Software Stack, Gig Economy, Simple Over Flexible, and Packet Radio

  1. Thoughts on Conway's Law and the Software Stack (Jessie Frazelle) -- All these problems are not small by any means. They are miscommunications at various layers of the stack. They are people thinking an interface or feature is secure when it is merely a window dressing that can be bypassed with just a bit more knowledge about the stack. I really like the advice Lea Kissner gave: “take the long view, not just the broad view.” We should do this more often when building systems.
  2. Troubles with the Open Source Gig Economy and Sustainability Tip Jar (Chris Aniszczyk) -- thoughtful long essay with a lot of links for background reading, on the challenges of sustainability via Patreon, etc., through to some signs of possibly-working models.
  3. Choose Simple Solutions Over Flexible Ones -- flexibility does not come for free.
  4. New Packet Radio (Hackaday) -- a custom radio protocol, designed to transport bidirectional IP traffic over 430MHz radio links (ham radio). This protocol is optimized for "point to multipoint" topology, with the help of managed-TDMA. Note that Hacker News commentors indicate some possible FCC violations; though, as the project comes from France, that's probably not a problem for the creators of the software.

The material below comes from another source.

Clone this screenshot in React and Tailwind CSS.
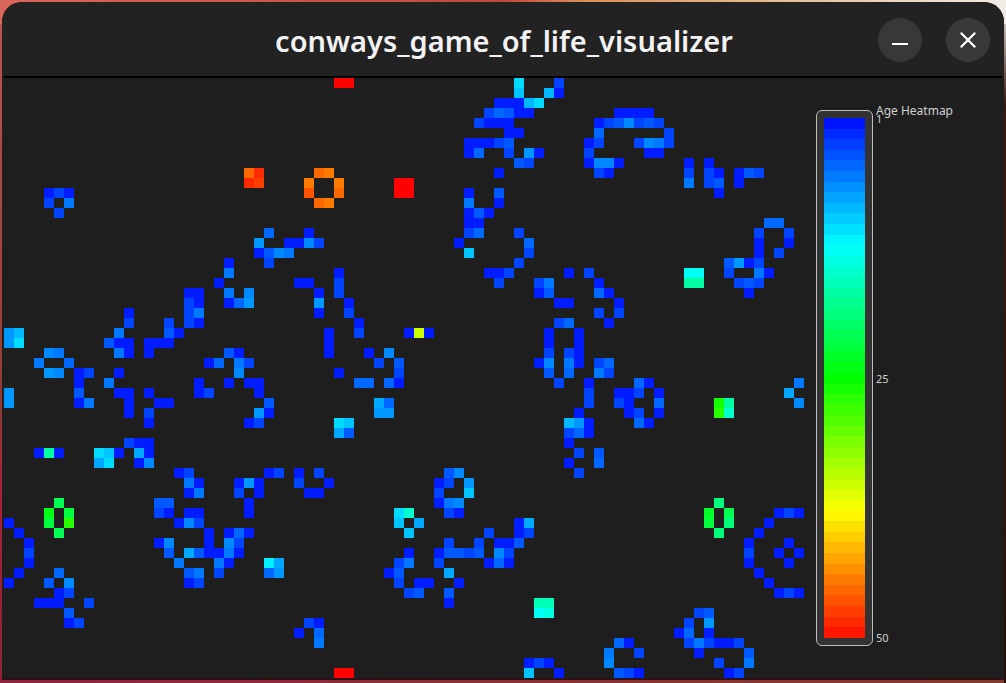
import React from 'react'

// row -> "col:age" pairs, ages run 0..49
const CELLS = [
  '33:49 34:49 51:10 55:1',
  '51:9 54:8 55:0',
  '49:0 50:0 51:0 52:8 53:10',
  '48:1 49:3 50:2 51:0 52:0 61:0 62:0 63:0 64:0',
  '47:1 48:0 49:0 50:0 59:0 60:1 61:2 62:5 63:1 64:2 65:1',
  '50:0 51:0 59:3 66:1',
  '46:0 47:0 48:0 49:1 50:2 58:0 59:1 63:1 64:5 65:4 66:1',
  '46:0 47:3 50:1 52:6 53:0 58:1 64:0 65:0',
  '51:2 52:1 58:0 59:5 60:5 61:0 68:0 70:0',
  '24:44 25:47 31:44 32:43 49:0 59:1 60:0 68:1 70:1 71:0 73:0 74:2 75:1',
  '24:47 25:46 30:43 33:43 39:49 40:49 68:4 70:1 71:2 73:0',
  '4:0 5:1 6:0 30:45 33:44 39:49 40:49 46:0 49:2 71:0',
  '4:1 6:4 31:44 32:43 46:4 49:0',
  '5:1 46:0 47:2 48:0',
  '46:0 47:0 76:3 77:3',
  '26:3 30:0 46:1 47:3 51:1 75:1 78:1',
  '25:6 28:0 29:0 30:5 31:1 45:0 52:3 75:0 78:0',
  '25:0 26:2 27:5 28:4 46:9 52:1 75:0 77:1',
  '22:0 26:1 51:1 72:2 73:6 74:0 75:1',
  '22:4 33:0 48:0 49:0 50:1 56:0 58:1 68:12 69:12 72:1 75:4 76:0',
  '21:0 29:0 30:0 33:1 49:1 53:1 54:4 59:0 68:16 69:16 73:1 74:2 75:1',
  '18:0 19:0 22:4 24:5 31:0 33:1 53:0 54:2 59:3 60:0 74:0',
  '18:1 19:0 22:0 23:3 24:6 31:6 34:0 55:0 56:0 61:0',
  '12:0 18:1 19:4 31:0 34:1 59:1 61:1',
  '12:1 16:1 18:1 19:0 35:0 55:1 56:3 60:0',
  '0:6 1:8 11:4 16:2 17:0 32:0 35:1 40:0 41:34 42:0 54:0 57:0',
  '0:6 1:10 10:2 11:0 12:0 14:0 15:0 16:0 32:0 54:0 57:0',
  '4:5 5:4 11:4 12:0 14:0 22:2 23:0 32:0 36:0 38:5 54:1 56:1 57:0',
  '3:4 6:3 20:0 21:3 23:4 24:1 37:1 39:2 53:0 54:5 56:4 57:0 59:1 60:3',
  '4:6 5:5 7:0 8:1 11:0 23:5 33:0 39:1 54:2 56:3 59:4 60:1',
  '7:0 10:4 19:0 22:0 24:0 25:0 35:3 36:3 38:3 39:0 55:1 58:0 63:3 64:0 79:4',
  '0:6 7:2 11:0 12:0 14:0 19:0 20:1 25:0 58:1 61:0 62:0 63:1 65:0 78:7',
  '0:6 7:0 8:4 12:0 15:0 16:0 26:2 37:7 38:3 58:1 61:1 62:0 65:3 71:25 72:16 79:5',
  '12:0 14:1 25:6 26:0 37:6 38:6 57:0 62:0 63:1 65:0 71:26 72:14',
  '14:0 24:0 25:1 33:10 34:9 56:8 57:6 58:0 63:3 64:0',
  '33:7 34:2 56:1 57:3 58:0',
  '12:1 13:0 14:0 56:0',
  '3:0 4:16 5:0 9:10 10:9 11:0 13:7 14:0 57:1 59:2',
  '9:7 10:10 13:0 14:5 56:0 59:3',
  '17:0 18:1 26:0 27:1 29:0 31:1 44:2 45:5 57:1',
  '18:4 19:0 23:0 24:6 25:0 29:1 32:0 43:0 44:1 46:6',
  '18:0 19:4 23:1 25:0 30:0 31:0 43:1 46:9',
  '5:20 15:2 16:2 24:0 43:0 44:4 45:5 71:18',
  '4:23 6:21 15:1 16:0 18:0 19:0 24:0 39:10 40:14 44:1 45:0 70:22 72:20 77:0 78:1 79:0',
  '0:0 4:21 6:26 17:0 18:5 19:1 39:9 41:7 51:0 52:7 70:21 72:18 76:0',
  '1:0 5:20 20:0 22:0 23:3 24:0 40:9 48:1 51:0 52:1 71:18 75:0',
  '2:0 15:0 16:5 20:0 22:5 23:1 44:1 47:1 49:0 50:0 51:2 74:0 78:0',
  '2:1 16:2 18:7 19:2 20:0 21:0 22:4 23:0 40:0 43:0 44:2 45:2 46:1 47:2 49:5 50:1 74:1 77:0 79:0',
  '2:0 17:4 21:4 22:0 26:11 27:7 39:1 40:4 43:1 48:0 49:3 50:0 74:0 78:0',
  '1:0 5:3 18:2 19:4 21:1 26:3 27:6 38:0 39:2 44:7 75:0',
  '0:0 4:2 6:5 18:0 19:1 39:1 41:0 42:0 45:0 76:0',
  '5:0 6:1 40:1 41:2 44:2 77:0 78:1 79:0',
  '3:0 4:0 5:0 8:1 44:0 53:15 54:15',
  '6:2 53:12 54:13 69:1 70:2',
  '6:0 7:1 30:1 31:0 68:1 70:6',
  '29:0 31:3 67:0 68:3 70:0',
  '31:4 61:3 62:0 68:1 69:4 70:1 71:0 72:0 73:1',
  '60:4 63:1 69:0 74:2',
  '52:0 53:1 54:0 60:5 71:1 74:4',
  '33:49 34:49 52:9 55:0 61:2 62:1 63:0 72:0 73:1',
]

const BLUES = [28, 68, 88, 104, 120, 136, 152, 168, 184, 196, 220, 240]

const ageColor = (age) => {
  if (age < BLUES.length) return `rgb(0,${BLUES[age]},255)`
  return `hsl(${Math.max(0, 235 - 4.79 * age)},100%,50%)`
}

const bandColor = (i) => `hsl(${235 - 4.79 * i},100%,50%)`

const Board = () => (
  <svg width="800" height="600" viewBox="0 0 800 600" shapeRendering="crispEdges" className="block shrink-0">
    {CELLS.flatMap((row, r) =>
      row.split(' ').map((cell) => {
        const [c, age] = cell.split(':').map(Number)
        return <rect key={`${r}-${c}`} x={c * 10} y={r * 10} width="10" height="10" fill={ageColor(age)} />
      })
    )}
  </svg>
)

const Legend = () => (
  <div className="relative ml-3 mt-8 h-[536px] w-[57px] shrink-0 rounded-md border border-[#bdbdbd] bg-[#333333] p-[7px]">
    <div className="flex h-[520px] w-[41px] flex-col">
      {Array.from({ length: 49 }, (_, i) => (
        <div key={i} className="flex-1" style={{ backgroundColor: bandColor(i) }} />
      ))}
    </div>
    <span className="absolute left-[59px] top-[-8px] whitespace-nowrap text-[12px] leading-4 text-[#d0d0d0]">Age Heatmap</span>
    <span className="absolute left-[59px] top-[2px] text-[11px] leading-3 text-[#d0d0d0]">1</span>
    <span className="absolute left-[59px] top-[262px] text-[11px] leading-3 text-[#d0d0d0]">25</span>
    <span className="absolute left-[59px] top-[521px] text-[11px] leading-3 text-[#d0d0d0]">50</span>
  </div>
)

const WindowButton = ({ children }) => (
  <button type="button" className="flex h-11 w-11 items-center justify-center rounded-full bg-[#383838] text-white">
    {children}
  </button>
)

export default function App() {
  return (
    <div className="h-[683px] w-[1006px] overflow-hidden bg-[linear-gradient(to_right,#d9675c_0%,#c4473c_50%,#d98f58_58%,#e5b88c_75%,#f2ece6_100%),linear-gradient(to_bottom,#f2ece6_0%,#3a1a10_15%,#241008_100%),linear-gradient(to_right,#8f2440_0%,#8c3036_50%,#823a30_100%),linear-gradient(to_bottom,#b9564f_0%,#8f3a35_60%,#a8203a_72%,#8a2238_100%)] bg-no-repeat px-[2px] pb-[3px] pt-[2px] font-['Noto_Sans',sans-serif] [background-position:top,right,bottom,left] [background-size:100%_24px,2px_100%,100%_4px,100%_100%]">
      <div className="flex h-[678px] flex-col overflow-hidden rounded-t-[20px] bg-[#1e1e1e]">
        <header className="grid h-[74px] grid-cols-[1fr_auto_1fr] items-center bg-[#222222] pt-[2px]">
          <div />
          <h1 className="ml-[2px] text-[29px] font-semibold leading-none text-[#f2f2f2]">conways_game_of_life_visualizer</h1>
          <div className="flex justify-end gap-6 pr-[14px]">
            <WindowButton>
              <svg width="16" height="16" viewBox="0 0 16 16"><rect x="0" y="11" width="16" height="2" fill="#fff" /></svg>
            </WindowButton>
            <WindowButton>
              <svg width="16" height="16" viewBox="0 0 16 16" fill="none" stroke="#fff" strokeWidth="2.2"><path d="M0.8 0.8 15.2 15.2M15.2 0.8 0.8 15.2" /></svg>
            </WindowButton>
          </div>
        </header>
        <div className="mx-[2px] h-[2px] shrink-0 bg-black" />
        <main className="flex h-[600px] shrink-0 pl-[2px]">
          <Board />
          <Legend />
        </main>
        <div className="h-[2px] shrink-0 bg-[#2a1214]" />
      </div>
    </div>
  )
}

Four short links: 25 March 2019

Hiring for Neurodiversity, Reprogrammable Molecular Computing, Retro UUCP, and Industrial Go

  1. Dell's Neurodiversity Program -- excellent work from Dell making themselves an attractive destination for folks on the autistic spectrum.
  2. Reprogrammable Molecular Computing System (Caltech) -- The researchers were able to experimentally demonstrate 6-bit molecular algorithms for a diverse set of tasks. In mathematics, their circuits tested inputs to assess if they were multiples of three, performed equality checks, and counted to 63. Other circuits drew "pictures" on the DNA "scarves," such as a zigzag, a double helix, and irregularly spaced diamonds. Probabilistic behaviors were also demonstrated, including random walks as well as a clever algorithm (originally developed by computer pioneer John von Neumann) for obtaining a fair 50/50 random choice from a biased coin. Paper.
  3. Dataforge UUCP -- it's like Cory Doctorow guestwrote our timeline: UUCP over SSH to give decentralized comms for freedom fighters.
  4. Go for Industrial Programming (Peter Bourgon) -- I’m speaking today about programming in an industrial context. By that I mean: in a startup or corporate environment; within a team where engineers come and go; on code that outlives any single engineer; and serving highly mutable business requirements. [...] I’ve tried to select for areas that have routinely tripped up new and intermediate Gophers in organizations I’ve been a part of, and particularly those things that may have nonobvious or subtle implications. (via ceej)

Four short links: 22 March 2019

Explainable AI, Product Management, REPL for Games, and Open Source Inventory

  1. XAI -- An explainability toolbox for machine learning. Follows the Ethical Institute for AI & Machine Learning's 8 principles.
  2. The Producer Playbook -- Guidelines and best practices for producers and project managers.
  3. Repl.it Adds Graphics -- PyGame in the browser, in fast turnaround time.
  4. ScanCode Toolkit -- detects licenses, copyrights, package manifests and dependencies, and more by scanning code ... to discover and inventory open source and third-party packages used in your code.